Este cierre resaltó el regreso de la Burning Caravan, junto a los segmentos tenuemente desgastados de Fidel Nadal e Inspector, estos últimos familiarizados con las dinámicas de RAP desde hace décadas, junto a su forzado guiño al vallenato. Eruca Sativa, banda argentina muy impulsada por la radio pública local, también se encargó de proyectar paisajes monótonos a lo que sus seguidores pudieron esperar en vivo, incluso con una carrera de calibre macizo.
El escenario Bio, Boca de Serpiente hizo patria con una fama en torno a sus canciones, las cuales siguen haciendo un ruido más agudo, noventero. Mortis y los Desalmados, la admisión con la nota más alta entre las solicitudes capitalinas, tomó a sus anchas las oportunidades que la plataforma Plaza le dispuso, a través de un country punk pegajoso y haciendo notar un ensamble sólido. El lunes festivo, así mismo, fue la oportunidad para apreciar a Los Malkavian y desde luego, el apartado con integrantes femeninas más tajante del festival en su matiz nacional: Lilith.

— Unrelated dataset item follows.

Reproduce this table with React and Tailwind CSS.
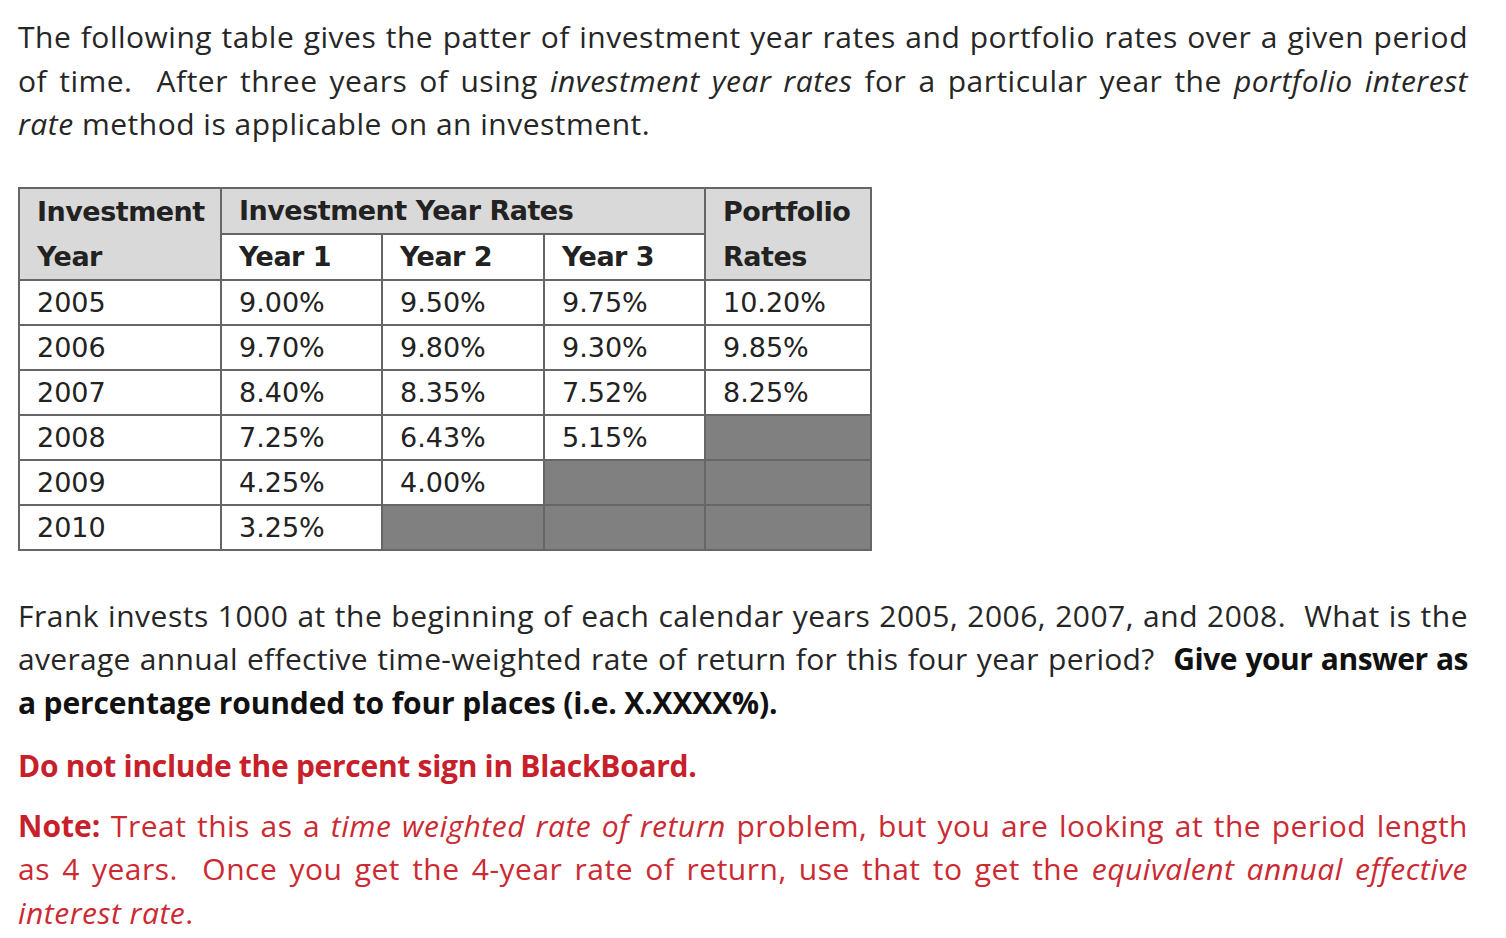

Aunque personalmente me costó trabajo entender lo que propuso el grupo español León Benavente, su arquitectura sonora de hecho es rica y contiene un valor agregado de letras inteligentes que los conocedores de sus raíces identifican con sencillez.
En escenario Eco, el cierre fue hecho de modo magnífico por el surf de Lost Acapulco, quele dio color de verano a su friolento horario. Finalizando una nueva versión del evento, a pesar de las caídas técnicas de Burana Polar, el discurso oportunista de Doctor Krápula y el somnoliento acto de Los Toreros Muertos (ejemplo latente de una moda arcaica), Mägo de Oz conquistó y cautivó a la multitud que le esperaba. El combo ibérico de hecho llegó haciendo gala de su álbum Alicia en el metalverso, cosechando en el formato de congregación con entrada gratuita, su condición de banda española más popular en territorio nacional, por lo menos en el último cuarto de siglo.
Las anécdotas que rodean a este cierre narran acerca de la prótesis de un asistente que la extravió para luego recuperarla autografiada por la propia banda; el acto vandálico de quienes se metieron a la fuerza a la zona VIP para estar más cerca del show, pero agrediendo a las personas que estaban antes allí y sin importar que en la igualmente área de prensa, parte de los segundos se dedicaran a básicamente a estorbar. Como «cereza del pastel», los problemas de la gente al intentar volver a casa, dada la escasez de transporte efectivo.
En síntesis, Rock al Parque fue de nuevo la señal de la idiosincrasia inherente al rockero colombiano, el pan y circo para el pueblo que posiblemente se está reconciliando con sus raíces, con sus consumidores auténticos, por muy anticuados que parezcan (o sean). Sin embargo, un festival que en definitiva, ya no es un faro iluminado hacia la construcción de una escena, sino un chance de visibilidad desde las dinámicas que el ecosistema de la música presenta actualmente. ¿Aceptaremos esta realidad cuando el underground nos lo permita?